Tracing the Roots of Portuguese Song
May 5
Emmanuel Church
15 Newbury St., Boston
Free, 617-536-8740
www.bostonportuguesefestival.org
Tenor Zachary Wilder, Mezzo-soprano Thea Lobo and guitarist Daniel Acsadi perform Portuguese music. Fun fact: One of Portugal’s native song traditions is known as fado, consisting, like the American blues, of songs informed by the poverty of the lower classes, created for airing life’s inevitable suffering.

Rameau’s Les Indes Galantes
May 6 and 7
Jordan Hall
30 Gainsborough St., Boston
$29-73, 617-484-9200
www.bostonbaroque.org
This French baroque opera, performed with period instruments, tells four love stories, each from a different culture totally alien to the average 17th Century European. Rameau includes Ottoman Turkey, Persia, Inca Peru and Native North America.

Sweet Honey in the Rock
May 6
Symphony Hall
301 Mass. Ave., Boston
$42-55, 617-482-6661
www.celebrityseries.org
Sweet Honey in the Rock performs the full gamut of African American styles — blues, gospel, reggae and hip-hop all are present and accounted for. Promoters describe their repertoire and performance as “songs of hope, justice, love and peace with a pure, smooth, fabulous sound.” Sounds like a good antidote to that Mozart Requiem.

Deborah Henson-Conant Mother’s Day Weekend Concert
May 7
Regent Theatre
7 Medford St., Arlington
$22, 781-646-4849
www.regenttheatre.com
Henson-Conant is an electric harpist, playing this instrument like a rock star — but according to the synopsis, the talents of this “composer, performer, singer, songwriter, author, cartoonist, entertainer, [and] comedian” hardly end there. What does this have to do with Mother’s Day?
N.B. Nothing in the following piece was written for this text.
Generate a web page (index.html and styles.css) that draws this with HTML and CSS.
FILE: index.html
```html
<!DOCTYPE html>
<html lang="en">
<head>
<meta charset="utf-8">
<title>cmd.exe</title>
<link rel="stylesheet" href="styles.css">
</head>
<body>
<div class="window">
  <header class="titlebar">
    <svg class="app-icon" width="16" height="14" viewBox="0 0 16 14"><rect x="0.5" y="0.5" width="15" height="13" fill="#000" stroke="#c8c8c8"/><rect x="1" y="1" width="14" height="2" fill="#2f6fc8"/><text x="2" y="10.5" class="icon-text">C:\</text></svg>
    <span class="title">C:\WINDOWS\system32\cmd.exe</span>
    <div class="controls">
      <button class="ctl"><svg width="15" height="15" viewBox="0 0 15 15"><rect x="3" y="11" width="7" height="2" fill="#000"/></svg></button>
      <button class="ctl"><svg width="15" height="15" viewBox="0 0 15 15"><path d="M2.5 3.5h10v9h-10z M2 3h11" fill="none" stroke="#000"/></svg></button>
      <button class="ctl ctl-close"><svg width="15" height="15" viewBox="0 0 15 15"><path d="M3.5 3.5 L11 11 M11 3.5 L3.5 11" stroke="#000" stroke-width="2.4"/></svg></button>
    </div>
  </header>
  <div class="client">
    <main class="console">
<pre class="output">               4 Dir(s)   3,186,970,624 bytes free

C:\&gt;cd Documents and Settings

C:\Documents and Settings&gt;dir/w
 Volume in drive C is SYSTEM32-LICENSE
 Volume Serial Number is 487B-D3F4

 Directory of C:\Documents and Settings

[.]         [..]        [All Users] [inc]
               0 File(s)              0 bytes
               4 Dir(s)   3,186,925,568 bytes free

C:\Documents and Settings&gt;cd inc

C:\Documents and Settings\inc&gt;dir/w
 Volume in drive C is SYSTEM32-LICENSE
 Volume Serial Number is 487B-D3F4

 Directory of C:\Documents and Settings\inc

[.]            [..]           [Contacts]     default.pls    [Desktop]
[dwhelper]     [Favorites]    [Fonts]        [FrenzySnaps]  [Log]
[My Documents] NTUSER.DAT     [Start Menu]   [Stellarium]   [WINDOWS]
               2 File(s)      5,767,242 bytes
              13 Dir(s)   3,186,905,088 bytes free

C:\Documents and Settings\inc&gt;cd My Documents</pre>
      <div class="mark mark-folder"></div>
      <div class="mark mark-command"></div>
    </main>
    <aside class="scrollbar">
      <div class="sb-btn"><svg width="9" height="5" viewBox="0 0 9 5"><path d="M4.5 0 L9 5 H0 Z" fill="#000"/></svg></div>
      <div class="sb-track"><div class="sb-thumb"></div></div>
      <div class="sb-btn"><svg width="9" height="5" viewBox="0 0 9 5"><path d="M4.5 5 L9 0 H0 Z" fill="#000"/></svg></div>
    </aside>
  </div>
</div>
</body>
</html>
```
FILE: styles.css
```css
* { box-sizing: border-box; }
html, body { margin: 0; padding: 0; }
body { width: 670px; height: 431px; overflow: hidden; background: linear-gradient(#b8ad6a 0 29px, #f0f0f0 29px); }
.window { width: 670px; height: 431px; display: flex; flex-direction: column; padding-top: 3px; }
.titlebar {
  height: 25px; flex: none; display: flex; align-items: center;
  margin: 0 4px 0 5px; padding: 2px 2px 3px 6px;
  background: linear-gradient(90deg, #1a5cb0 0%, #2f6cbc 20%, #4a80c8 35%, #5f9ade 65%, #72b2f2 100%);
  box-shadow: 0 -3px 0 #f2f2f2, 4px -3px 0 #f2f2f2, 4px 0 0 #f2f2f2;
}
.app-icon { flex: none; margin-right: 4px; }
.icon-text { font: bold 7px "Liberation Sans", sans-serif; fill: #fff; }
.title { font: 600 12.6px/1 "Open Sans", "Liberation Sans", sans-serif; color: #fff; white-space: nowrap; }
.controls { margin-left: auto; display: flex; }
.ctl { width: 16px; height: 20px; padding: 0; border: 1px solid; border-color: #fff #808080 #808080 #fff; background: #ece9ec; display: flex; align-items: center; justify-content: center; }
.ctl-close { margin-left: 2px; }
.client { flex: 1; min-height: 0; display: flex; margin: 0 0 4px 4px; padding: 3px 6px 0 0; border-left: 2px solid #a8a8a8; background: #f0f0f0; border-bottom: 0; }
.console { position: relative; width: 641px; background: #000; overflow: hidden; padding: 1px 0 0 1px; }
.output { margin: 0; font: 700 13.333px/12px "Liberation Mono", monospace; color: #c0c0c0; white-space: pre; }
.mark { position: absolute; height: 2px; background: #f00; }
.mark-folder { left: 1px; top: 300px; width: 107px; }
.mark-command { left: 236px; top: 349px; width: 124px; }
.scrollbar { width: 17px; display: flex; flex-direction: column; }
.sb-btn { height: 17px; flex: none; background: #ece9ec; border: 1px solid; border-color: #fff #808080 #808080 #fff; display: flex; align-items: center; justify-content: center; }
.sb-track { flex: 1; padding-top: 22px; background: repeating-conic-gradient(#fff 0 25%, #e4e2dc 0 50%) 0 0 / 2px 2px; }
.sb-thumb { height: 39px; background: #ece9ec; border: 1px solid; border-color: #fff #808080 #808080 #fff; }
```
Well, this woman is a human dynamo, just like any endlessly busy mother.

The Big Bonanza
May 13 and 14
Hope Central Church
85-87 Seaverns Ave.,
Jamaica Plain, $10
www.bostonmetroopera.com
An opera about Dan DeQuille, a 19th-century American author known for his use of wit interspersed with journalism, and most famous for his writings on the Comstock Lode. He was in Nevada at the same time that Mark Twain, whom he knew, and he shared much of that great writer’s sense of humor.